The material below should be written out in full and exactly; pictures stay out of the copy.

── Information shown

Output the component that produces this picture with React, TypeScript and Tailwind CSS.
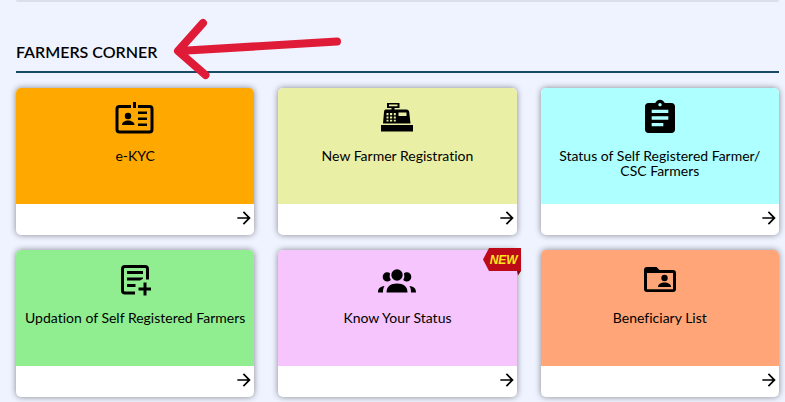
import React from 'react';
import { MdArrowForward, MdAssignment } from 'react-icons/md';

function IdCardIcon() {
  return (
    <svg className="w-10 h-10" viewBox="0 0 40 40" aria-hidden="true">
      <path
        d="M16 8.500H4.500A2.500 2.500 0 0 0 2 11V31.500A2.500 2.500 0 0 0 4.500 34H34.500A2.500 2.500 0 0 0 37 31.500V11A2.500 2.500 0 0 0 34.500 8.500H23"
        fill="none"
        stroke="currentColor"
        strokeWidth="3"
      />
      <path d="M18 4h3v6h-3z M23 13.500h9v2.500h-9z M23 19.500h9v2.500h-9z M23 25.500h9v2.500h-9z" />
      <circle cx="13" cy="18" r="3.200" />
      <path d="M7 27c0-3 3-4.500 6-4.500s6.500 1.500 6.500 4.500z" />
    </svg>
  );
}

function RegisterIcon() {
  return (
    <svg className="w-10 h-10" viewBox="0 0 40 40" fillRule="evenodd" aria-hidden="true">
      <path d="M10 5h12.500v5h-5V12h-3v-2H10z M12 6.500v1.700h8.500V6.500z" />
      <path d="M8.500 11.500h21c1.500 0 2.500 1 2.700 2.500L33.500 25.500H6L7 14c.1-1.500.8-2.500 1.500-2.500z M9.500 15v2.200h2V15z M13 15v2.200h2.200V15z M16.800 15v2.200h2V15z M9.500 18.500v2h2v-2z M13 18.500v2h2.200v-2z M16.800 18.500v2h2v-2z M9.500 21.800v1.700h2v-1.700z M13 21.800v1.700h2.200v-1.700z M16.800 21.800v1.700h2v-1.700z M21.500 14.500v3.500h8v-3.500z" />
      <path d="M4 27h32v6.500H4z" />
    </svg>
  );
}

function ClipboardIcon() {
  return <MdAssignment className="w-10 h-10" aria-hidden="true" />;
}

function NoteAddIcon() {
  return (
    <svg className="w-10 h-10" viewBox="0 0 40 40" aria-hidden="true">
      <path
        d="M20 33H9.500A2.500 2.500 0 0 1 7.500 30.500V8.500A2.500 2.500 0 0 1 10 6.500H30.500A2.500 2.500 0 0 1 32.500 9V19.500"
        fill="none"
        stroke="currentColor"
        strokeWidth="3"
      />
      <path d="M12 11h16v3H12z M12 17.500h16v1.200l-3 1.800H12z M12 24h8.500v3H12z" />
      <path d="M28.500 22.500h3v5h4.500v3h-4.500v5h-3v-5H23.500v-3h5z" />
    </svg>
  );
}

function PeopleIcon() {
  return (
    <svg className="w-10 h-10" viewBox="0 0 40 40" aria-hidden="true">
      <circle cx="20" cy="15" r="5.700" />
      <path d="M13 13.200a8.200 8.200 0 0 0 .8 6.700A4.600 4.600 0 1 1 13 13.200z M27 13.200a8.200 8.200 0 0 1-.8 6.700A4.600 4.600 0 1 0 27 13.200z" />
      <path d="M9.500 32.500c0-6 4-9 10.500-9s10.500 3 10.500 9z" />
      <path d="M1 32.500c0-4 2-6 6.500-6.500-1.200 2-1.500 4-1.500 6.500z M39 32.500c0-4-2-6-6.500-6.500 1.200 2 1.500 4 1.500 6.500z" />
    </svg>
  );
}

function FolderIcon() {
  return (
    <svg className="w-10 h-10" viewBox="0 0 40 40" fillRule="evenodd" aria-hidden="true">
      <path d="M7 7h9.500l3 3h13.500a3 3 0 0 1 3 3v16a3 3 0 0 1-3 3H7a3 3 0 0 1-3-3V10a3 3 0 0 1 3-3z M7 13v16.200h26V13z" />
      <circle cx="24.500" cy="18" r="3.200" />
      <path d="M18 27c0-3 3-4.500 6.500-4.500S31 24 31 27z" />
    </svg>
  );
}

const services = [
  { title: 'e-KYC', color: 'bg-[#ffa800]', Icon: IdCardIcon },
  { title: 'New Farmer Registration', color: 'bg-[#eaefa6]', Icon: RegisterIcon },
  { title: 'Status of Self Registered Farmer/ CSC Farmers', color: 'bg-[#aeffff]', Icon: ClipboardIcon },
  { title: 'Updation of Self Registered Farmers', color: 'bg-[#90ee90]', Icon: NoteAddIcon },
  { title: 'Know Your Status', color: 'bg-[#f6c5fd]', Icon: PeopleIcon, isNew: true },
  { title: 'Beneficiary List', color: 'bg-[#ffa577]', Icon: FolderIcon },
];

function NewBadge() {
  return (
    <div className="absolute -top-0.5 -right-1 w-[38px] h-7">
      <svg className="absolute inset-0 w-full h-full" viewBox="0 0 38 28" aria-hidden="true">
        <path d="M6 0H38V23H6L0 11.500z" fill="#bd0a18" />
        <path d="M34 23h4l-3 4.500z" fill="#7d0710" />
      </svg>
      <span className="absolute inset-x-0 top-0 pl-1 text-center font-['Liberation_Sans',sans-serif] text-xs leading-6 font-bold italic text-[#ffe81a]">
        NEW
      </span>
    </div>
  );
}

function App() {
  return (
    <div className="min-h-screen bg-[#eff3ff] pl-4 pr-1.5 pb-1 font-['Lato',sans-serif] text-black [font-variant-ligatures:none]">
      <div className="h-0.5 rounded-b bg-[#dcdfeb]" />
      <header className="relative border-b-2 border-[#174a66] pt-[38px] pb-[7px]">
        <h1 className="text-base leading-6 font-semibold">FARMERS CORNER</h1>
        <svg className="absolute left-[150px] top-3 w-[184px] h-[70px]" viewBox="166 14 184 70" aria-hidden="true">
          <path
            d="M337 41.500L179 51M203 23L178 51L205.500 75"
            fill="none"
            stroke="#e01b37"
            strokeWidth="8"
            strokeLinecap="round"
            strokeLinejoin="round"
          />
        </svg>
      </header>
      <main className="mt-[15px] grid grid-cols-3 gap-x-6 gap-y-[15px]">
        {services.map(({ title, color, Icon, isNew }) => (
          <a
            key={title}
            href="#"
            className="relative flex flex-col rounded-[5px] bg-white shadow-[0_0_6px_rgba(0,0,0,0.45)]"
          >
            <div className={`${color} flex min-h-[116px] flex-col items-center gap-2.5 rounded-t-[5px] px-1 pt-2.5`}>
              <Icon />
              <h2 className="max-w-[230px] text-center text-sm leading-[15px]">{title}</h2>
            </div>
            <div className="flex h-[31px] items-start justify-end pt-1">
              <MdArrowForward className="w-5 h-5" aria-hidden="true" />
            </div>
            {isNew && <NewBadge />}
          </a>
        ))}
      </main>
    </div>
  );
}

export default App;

────

# Finished exercise
Output the component that produces this picture with React, TypeScript and Tailwind CSS.
import React from 'react';
import { MdArrowForward, MdAssignment } from 'react-icons/md';

function IdCardIcon() {
  return (
    <svg className="w-10 h-10" viewBox="0 0 40 40" aria-hidden="true">
      <path
        d="M16 8.500H4.500A2.500 2.500 0 0 0 2 11V31.500A2.500 2.500 0 0 0 4.500 34H34.500A2.500 2.500 0 0 0 37 31.500V11A2.500 2.500 0 0 0 34.500 8.500H23"
        fill="none"
        stroke="currentColor"
        strokeWidth="3"
      />
      <path d="M18 4h3v6h-3z M23 13.500h9v2.500h-9z M23 19.500h9v2.500h-9z M23 25.500h9v2.500h-9z" />
      <circle cx="13" cy="18" r="3.200" />
      <path d="M7 27c0-3 3-4.500 6-4.500s6.500 1.500 6.500 4.500z" />
    </svg>
  );
}

function RegisterIcon() {
  return (
    <svg className="w-10 h-10" viewBox="0 0 40 40" fillRule="evenodd" aria-hidden="true">
      <path d="M10 5h12.500v5h-5V12h-3v-2H10z M12 6.500v1.700h8.500V6.500z" />
      <path d="M8.500 11.500h21c1.500 0 2.500 1 2.700 2.500L33.500 25.500H6L7 14c.1-1.500.8-2.500 1.500-2.500z M9.500 15v2.200h2V15z M13 15v2.200h2.200V15z M16.800 15v2.200h2V15z M9.500 18.500v2h2v-2z M13 18.500v2h2.200v-2z M16.800 18.500v2h2v-2z M9.500 21.800v1.700h2v-1.700z M13 21.800v1.700h2.200v-1.700z M16.800 21.800v1.700h2v-1.700z M21.500 14.500v3.500h8v-3.500z" />
      <path d="M4 27h32v6.500H4z" />
    </svg>
  );
}

function ClipboardIcon() {
  return <MdAssignment className="w-10 h-10" aria-hidden="true" />;
}

function NoteAddIcon() {
  return (
    <svg className="w-10 h-10" viewBox="0 0 40 40" aria-hidden="true">
      <path
        d="M20 33H9.500A2.500 2.500 0 0 1 7.500 30.500V8.500A2.500 2.500 0 0 1 10 6.500H30.500A2.500 2.500 0 0 1 32.500 9V19.500"
        fill="none"
        stroke="currentColor"
        strokeWidth="3"
      />
      <path d="M12 11h16v3H12z M12 17.500h16v1.200l-3 1.800H12z M12 24h8.500v3H12z" />
      <path d="M28.500 22.500h3v5h4.500v3h-4.500v5h-3v-5H23.500v-3h5z" />
    </svg>
  );
}

function PeopleIcon() {
  return (
    <svg className="w-10 h-10" viewBox="0 0 40 40" aria-hidden="true">
      <circle cx="20" cy="15" r="5.700" />
      <path d="M13 13.200a8.200 8.200 0 0 0 .8 6.700A4.600 4.600 0 1 1 13 13.200z M27 13.200a8.200 8.200 0 0 1-.8 6.700A4.600 4.600 0 1 0 27 13.200z" />
      <path d="M9.500 32.500c0-6 4-9 10.500-9s10.500 3 10.500 9z" />
      <path d="M1 32.500c0-4 2-6 6.500-6.500-1.200 2-1.500 4-1.500 6.500z M39 32.500c0-4-2-6-6.500-6.500 1.200 2 1.500 4 1.500 6.500z" />
    </svg>
  );
}

function FolderIcon() {
  return (
    <svg className="w-10 h-10" viewBox="0 0 40 40" fillRule="evenodd" aria-hidden="true">
      <path d="M7 7h9.500l3 3h13.500a3 3 0 0 1 3 3v16a3 3 0 0 1-3 3H7a3 3 0 0 1-3-3V10a3 3 0 0 1 3-3z M7 13v16.200h26V13z" />
      <circle cx="24.500" cy="18" r="3.200" />
      <path d="M18 27c0-3 3-4.500 6.500-4.500S31 24 31 27z" />
    </svg>
  );
}

const services = [
  { title: 'e-KYC', color: 'bg-[#ffa800]', Icon: IdCardIcon },
  { title: 'New Farmer Registration', color: 'bg-[#eaefa6]', Icon: RegisterIcon },
  { title: 'Status of Self Registered Farmer/ CSC Farmers', color: 'bg-[#aeffff]', Icon: ClipboardIcon },
  { title: 'Updation of Self Registered Farmers', color: 'bg-[#90ee90]', Icon: NoteAddIcon },
  { title: 'Know Your Status', color: 'bg-[#f6c5fd]', Icon: PeopleIcon, isNew: true },
  { title: 'Beneficiary List', color: 'bg-[#ffa577]', Icon: FolderIcon },
];

function NewBadge() {
  return (
    <div className="absolute -top-0.5 -right-1 w-[38px] h-7">
      <svg className="absolute inset-0 w-full h-full" viewBox="0 0 38 28" aria-hidden="true">
        <path d="M6 0H38V23H6L0 11.500z" fill="#bd0a18" />
        <path d="M34 23h4l-3 4.500z" fill="#7d0710" />
      </svg>
      <span className="absolute inset-x-0 top-0 pl-1 text-center font-['Liberation_Sans',sans-serif] text-xs leading-6 font-bold italic text-[#ffe81a]">
        NEW
      </span>
    </div>
  );
}

function App() {
  return (
    <div className="min-h-screen bg-[#eff3ff] pl-4 pr-1.5 pb-1 font-['Lato',sans-serif] text-black [font-variant-ligatures:none]">
      <div className="h-0.5 rounded-b bg-[#dcdfeb]" />
      <header className="relative border-b-2 border-[#174a66] pt-[38px] pb-[7px]">
        <h1 className="text-base leading-6 font-semibold">FARMERS CORNER</h1>
        <svg className="absolute left-[150px] top-3 w-[184px] h-[70px]" viewBox="166 14 184 70" aria-hidden="true">
          <path
            d="M337 41.500L179 51M203 23L178 51L205.500 75"
            fill="none"
            stroke="#e01b37"
            strokeWidth="8"
            strokeLinecap="round"
            strokeLinejoin="round"
          />
        </svg>
      </header>
      <main className="mt-[15px] grid grid-cols-3 gap-x-6 gap-y-[15px]">
        {services.map(({ title, color, Icon, isNew }) => (
          <a
            key={title}
            href="#"
            className="relative flex flex-col rounded-[5px] bg-white shadow-[0_0_6px_rgba(0,0,0,0.45)]"
          >
            <div className={`${color} flex min-h-[116px] flex-col items-center gap-2.5 rounded-t-[5px] px-1 pt-2.5`}>
              <Icon />
              <h2 className="max-w-[230px] text-center text-sm leading-[15px]">{title}</h2>
            </div>
            <div className="flex h-[31px] items-start justify-end pt-1">
              <MdArrowForward className="w-5 h-5" aria-hidden="true" />
            </div>
            {isNew && <NewBadge />}
          </a>
        ))}
      </main>
    </div>
  );
}

export default App;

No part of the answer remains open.